**Dataset entries**
★ ★ ★

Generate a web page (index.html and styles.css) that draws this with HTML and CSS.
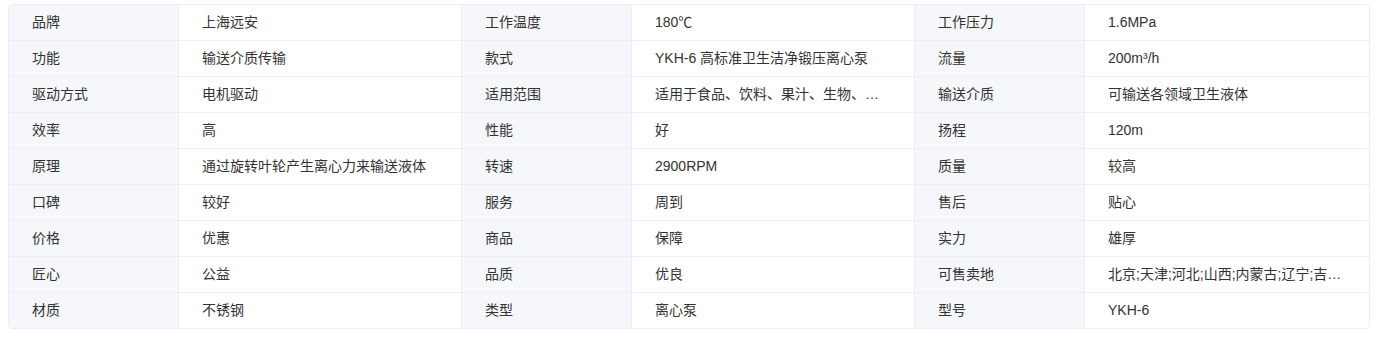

★ ★ ★

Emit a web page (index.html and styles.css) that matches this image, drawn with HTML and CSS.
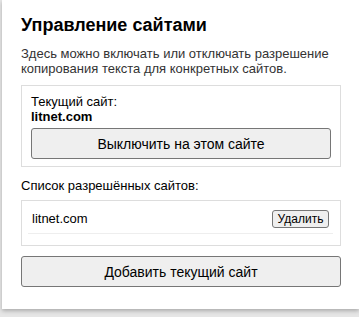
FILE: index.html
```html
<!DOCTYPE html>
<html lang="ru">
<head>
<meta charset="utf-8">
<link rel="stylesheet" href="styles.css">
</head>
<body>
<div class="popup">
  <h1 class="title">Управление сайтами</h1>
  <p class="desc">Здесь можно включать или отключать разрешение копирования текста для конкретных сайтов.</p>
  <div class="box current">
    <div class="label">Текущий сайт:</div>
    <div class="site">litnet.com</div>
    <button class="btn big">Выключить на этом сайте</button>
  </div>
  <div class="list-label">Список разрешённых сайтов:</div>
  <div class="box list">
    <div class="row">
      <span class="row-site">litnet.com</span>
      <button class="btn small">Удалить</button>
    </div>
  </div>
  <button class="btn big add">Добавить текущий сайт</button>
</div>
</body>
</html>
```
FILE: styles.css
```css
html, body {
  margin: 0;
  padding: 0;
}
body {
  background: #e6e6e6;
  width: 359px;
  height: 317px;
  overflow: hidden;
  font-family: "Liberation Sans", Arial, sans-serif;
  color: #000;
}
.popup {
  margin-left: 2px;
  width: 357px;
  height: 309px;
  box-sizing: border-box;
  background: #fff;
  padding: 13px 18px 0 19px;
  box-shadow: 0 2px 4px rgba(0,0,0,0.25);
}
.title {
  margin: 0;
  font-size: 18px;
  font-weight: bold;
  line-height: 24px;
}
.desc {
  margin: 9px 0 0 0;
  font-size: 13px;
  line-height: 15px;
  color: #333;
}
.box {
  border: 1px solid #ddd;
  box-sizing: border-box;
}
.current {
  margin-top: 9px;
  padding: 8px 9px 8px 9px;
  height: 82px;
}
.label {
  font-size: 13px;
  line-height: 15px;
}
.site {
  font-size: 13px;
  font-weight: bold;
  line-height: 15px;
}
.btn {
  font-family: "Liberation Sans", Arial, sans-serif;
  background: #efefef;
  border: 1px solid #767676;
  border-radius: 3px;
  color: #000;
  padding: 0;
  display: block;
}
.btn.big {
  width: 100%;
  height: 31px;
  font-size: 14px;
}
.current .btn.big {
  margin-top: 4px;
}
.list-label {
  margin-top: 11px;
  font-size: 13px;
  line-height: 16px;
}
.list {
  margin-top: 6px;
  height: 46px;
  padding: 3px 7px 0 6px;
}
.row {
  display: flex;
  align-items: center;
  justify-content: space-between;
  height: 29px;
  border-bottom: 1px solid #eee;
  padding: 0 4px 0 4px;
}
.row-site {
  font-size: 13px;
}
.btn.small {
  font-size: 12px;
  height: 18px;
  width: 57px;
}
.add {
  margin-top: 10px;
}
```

★ ★ ★

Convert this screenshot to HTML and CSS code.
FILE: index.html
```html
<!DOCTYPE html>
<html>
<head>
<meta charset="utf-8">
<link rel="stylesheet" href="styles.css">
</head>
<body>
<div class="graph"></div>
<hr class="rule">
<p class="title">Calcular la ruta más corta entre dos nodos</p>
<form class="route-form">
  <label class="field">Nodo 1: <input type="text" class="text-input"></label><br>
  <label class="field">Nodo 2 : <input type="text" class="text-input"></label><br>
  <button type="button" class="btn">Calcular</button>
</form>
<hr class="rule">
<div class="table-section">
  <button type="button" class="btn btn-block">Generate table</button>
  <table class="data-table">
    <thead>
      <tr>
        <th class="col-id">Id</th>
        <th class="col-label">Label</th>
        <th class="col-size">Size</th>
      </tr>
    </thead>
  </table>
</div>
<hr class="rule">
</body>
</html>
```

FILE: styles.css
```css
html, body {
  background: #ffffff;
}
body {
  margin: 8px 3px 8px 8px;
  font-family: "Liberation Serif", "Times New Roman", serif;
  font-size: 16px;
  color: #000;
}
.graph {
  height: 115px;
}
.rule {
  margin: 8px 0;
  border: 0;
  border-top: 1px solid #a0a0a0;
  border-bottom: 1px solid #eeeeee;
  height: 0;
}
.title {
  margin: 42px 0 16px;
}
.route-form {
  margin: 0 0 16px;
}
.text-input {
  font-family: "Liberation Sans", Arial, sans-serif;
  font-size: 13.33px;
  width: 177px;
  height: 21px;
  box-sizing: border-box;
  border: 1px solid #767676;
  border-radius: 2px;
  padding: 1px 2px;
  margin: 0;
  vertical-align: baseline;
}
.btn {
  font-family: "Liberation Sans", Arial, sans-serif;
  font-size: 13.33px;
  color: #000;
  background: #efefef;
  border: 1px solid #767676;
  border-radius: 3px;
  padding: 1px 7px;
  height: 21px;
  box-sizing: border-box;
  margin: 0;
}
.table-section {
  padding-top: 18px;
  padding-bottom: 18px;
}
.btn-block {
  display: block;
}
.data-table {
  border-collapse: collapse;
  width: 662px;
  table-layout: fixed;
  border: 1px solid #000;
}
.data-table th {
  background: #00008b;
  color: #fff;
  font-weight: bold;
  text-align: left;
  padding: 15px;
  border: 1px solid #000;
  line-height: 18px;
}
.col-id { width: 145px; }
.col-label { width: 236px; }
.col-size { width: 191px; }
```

★ ★ ★

Check each line of the records above for the string "this", and report every line that has it.

Generate a web page (index.html and styles.css) that draws this with HTML and CSS.
Emit a web page (index.html and styles.css) that matches this image, drawn with HTML and CSS.
Convert this screenshot to HTML and CSS code.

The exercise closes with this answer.